GBP/USD Sterling slides on US debt ceiling resolution hopes

FXstreet.com (London) - Sterling continues to slide against the dollar as congress inches closer to a deal to temporarily extend the debt ceiling. Optimism has helped support the dollar just two days ahead of the 17 October debt ceiling limit.

Sterling was given a temporary lift this morning when UK inflation figures came in higher than expected. The data helped reduce the already slim likelihood of the Bank of England increasing its quantitative easing programme past the current GBP375bn.

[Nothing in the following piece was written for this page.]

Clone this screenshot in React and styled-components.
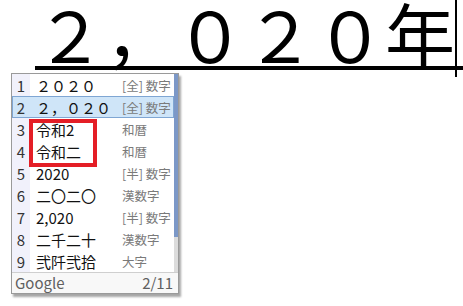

Numbers released by the Office for National Statistics showed annual CPI running at 2.7 percent in September, unchanged from August. The figure was a slight rise on 2.6 percent consensus expectations.

While the news was sterling positive, the UK has seen consistently strengthening macro data, meaning further QE was already highly unwarranted. Instead, markets are more fixed on unemployment numbers, and the 7 percent threshold that Mark Carney has stated as the threshold for consideration of a BoE rate hike.

With markets focussed on the US debt ceiling, the biggest potential driver in GBP/USD comes from events in Washington, DC. Should party leaders arrive at a compromise agreement that would allow for a temporary extension of the debt ceiling, GBP/USD would come under heavy pressure from a dollar relief rally.

GBP/USD currently stands at USD1.5922, down 0.37 percent.